2022年1月23日「もうそれで十分です」加山献牧師

マタイによる福音書10章24節~25節

「弟子は師にまさるものではなく、僕は主人にまさるものではない。」(24節)

 弟子たちは主イエスの姿や、その語る言葉に憧れていました。しかし主は、「あなたたちは私を超えることはできない」と言われました。これは当時のユダヤでよく知られていたことわざで、主イエスはそれを引用されたのです。しかし主はそのことわざにさらにひとつ付け加えられました。

「弟子は師のように、僕は主人のようになれば、それで十分である。」(25節a)

 主イエスの“ように”なれれば、もうそれで十分だというのです。弟子であり、僕である私たちが「先生」であり、「主人」であるキリストに似た者へと変えられていく、ということほどありがたいことはないのではないかと思います。ある人は朝起きるとこのように祈ったそうです。「神さま、今日という日に、たったひとつでも、イエスさまが私を通してなさろうとしていることをなし、たった一言でも、イエスさまが私を通して語ろうとしていることを語ることできるように、助けてください。」

「家の主人がベルゼブルと言われるのなら、その家族の者はもっとひどく言われることだろう。」(25節b)

 主イエスは一部の人々から「ベルゼブル」(悪魔の頭領)という侮辱的な呼び方で呼ばれていました。しかし、主はそのように根も葉もない誹謗中傷があっても、必要以上に悲しんだりされませんでした。世の中の評価によってご自身のアイデンティティが揺らぐことがなかったのです。他の人がどのように評価するかではなく、神がご自分をどのようにご覧になっているかに主のご人格の基礎にありました。
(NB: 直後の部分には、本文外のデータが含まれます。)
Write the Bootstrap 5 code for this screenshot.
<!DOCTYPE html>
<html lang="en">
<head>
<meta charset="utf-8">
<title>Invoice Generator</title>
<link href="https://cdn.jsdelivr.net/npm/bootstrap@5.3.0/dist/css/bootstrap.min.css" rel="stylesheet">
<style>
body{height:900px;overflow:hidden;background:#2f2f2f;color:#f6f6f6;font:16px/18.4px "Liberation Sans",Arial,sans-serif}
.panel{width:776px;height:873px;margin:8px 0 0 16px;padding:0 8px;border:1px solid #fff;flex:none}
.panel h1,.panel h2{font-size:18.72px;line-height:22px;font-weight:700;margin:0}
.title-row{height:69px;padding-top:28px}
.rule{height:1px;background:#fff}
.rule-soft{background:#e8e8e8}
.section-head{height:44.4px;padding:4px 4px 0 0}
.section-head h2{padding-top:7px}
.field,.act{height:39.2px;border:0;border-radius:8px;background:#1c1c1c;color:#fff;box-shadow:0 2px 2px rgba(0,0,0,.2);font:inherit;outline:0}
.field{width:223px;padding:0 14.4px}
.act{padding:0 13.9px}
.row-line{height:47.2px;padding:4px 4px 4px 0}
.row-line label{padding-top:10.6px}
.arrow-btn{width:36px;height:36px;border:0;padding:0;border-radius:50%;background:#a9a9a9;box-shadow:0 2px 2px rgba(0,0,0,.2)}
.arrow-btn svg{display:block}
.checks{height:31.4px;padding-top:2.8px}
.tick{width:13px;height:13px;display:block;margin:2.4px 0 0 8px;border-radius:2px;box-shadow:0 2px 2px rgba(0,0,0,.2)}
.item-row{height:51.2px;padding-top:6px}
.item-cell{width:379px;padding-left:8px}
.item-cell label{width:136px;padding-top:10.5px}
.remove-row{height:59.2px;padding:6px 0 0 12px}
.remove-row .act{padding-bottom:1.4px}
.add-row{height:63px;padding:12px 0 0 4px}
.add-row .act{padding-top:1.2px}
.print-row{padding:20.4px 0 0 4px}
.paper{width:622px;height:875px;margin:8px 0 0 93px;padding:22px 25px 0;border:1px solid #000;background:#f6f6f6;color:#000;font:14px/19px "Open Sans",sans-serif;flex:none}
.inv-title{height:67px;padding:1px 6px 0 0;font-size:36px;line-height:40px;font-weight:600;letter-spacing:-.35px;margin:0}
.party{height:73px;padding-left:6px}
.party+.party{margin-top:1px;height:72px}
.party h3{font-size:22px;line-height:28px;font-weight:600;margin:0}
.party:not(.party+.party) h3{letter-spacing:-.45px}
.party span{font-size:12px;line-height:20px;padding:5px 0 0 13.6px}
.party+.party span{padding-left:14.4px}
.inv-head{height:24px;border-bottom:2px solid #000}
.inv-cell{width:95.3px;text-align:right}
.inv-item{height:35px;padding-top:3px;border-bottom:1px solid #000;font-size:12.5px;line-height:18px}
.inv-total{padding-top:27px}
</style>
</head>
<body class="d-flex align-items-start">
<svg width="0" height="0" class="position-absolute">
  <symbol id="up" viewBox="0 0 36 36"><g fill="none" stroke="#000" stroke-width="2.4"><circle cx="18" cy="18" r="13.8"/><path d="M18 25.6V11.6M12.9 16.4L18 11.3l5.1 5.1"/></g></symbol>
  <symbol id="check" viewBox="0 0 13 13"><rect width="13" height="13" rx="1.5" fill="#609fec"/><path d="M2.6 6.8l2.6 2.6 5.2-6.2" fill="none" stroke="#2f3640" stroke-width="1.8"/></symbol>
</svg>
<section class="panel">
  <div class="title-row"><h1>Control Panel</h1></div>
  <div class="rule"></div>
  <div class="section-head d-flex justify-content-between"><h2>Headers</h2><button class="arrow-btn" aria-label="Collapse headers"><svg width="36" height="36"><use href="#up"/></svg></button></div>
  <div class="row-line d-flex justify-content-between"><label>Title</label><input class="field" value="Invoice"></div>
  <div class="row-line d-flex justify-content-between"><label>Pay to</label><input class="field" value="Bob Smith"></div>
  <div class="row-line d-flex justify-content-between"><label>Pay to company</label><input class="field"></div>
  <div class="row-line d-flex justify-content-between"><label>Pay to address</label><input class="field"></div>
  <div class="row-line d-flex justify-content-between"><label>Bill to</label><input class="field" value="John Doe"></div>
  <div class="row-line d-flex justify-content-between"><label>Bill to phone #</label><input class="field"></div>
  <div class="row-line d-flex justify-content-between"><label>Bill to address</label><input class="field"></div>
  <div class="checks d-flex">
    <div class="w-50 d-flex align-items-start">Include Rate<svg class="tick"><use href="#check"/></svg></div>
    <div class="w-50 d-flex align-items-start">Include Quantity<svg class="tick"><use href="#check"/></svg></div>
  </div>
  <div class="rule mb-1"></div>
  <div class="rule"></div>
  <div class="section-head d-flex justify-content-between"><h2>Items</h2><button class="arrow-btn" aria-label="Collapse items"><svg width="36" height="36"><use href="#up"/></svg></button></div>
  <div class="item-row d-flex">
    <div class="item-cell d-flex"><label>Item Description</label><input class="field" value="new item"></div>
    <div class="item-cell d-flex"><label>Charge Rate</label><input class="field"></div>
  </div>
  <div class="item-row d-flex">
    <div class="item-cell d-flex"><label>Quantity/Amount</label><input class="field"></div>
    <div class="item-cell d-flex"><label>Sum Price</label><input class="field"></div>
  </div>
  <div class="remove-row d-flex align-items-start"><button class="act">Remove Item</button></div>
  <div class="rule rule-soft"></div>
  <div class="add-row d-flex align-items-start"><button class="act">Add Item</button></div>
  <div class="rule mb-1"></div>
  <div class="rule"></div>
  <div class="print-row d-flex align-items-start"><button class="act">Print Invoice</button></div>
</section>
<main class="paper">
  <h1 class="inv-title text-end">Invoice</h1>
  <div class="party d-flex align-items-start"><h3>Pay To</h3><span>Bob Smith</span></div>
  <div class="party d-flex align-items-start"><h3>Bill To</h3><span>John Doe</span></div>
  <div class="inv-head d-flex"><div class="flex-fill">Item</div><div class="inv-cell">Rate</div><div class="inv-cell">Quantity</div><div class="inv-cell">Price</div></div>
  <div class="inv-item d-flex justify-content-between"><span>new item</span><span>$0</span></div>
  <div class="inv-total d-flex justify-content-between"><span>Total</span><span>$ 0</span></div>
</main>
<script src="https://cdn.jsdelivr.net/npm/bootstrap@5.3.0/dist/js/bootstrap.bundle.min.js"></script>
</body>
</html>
 主イエスがヨルダン川でバプテスマを受けられた時、天からこのような声がありました。「これはわたしの愛する子、わたしの心にかなう者である。」(マタイ3章17節)このように、父なる神と子なる神との関係こそが、イエスさまの「『私』と言う存在は何者なのか」という自己認識の土台でした。 主イエスに似たものとされていく、ということはまさにこのようなことだと思います。人の評価によってではなく、自分の成し遂げる働きによってではなく、神と自分との間にある関係に、自分の存在の確かさを持つことです。私たちは主の”ように”なれれば、愛されている神の子になれれば、もうそれで十分です。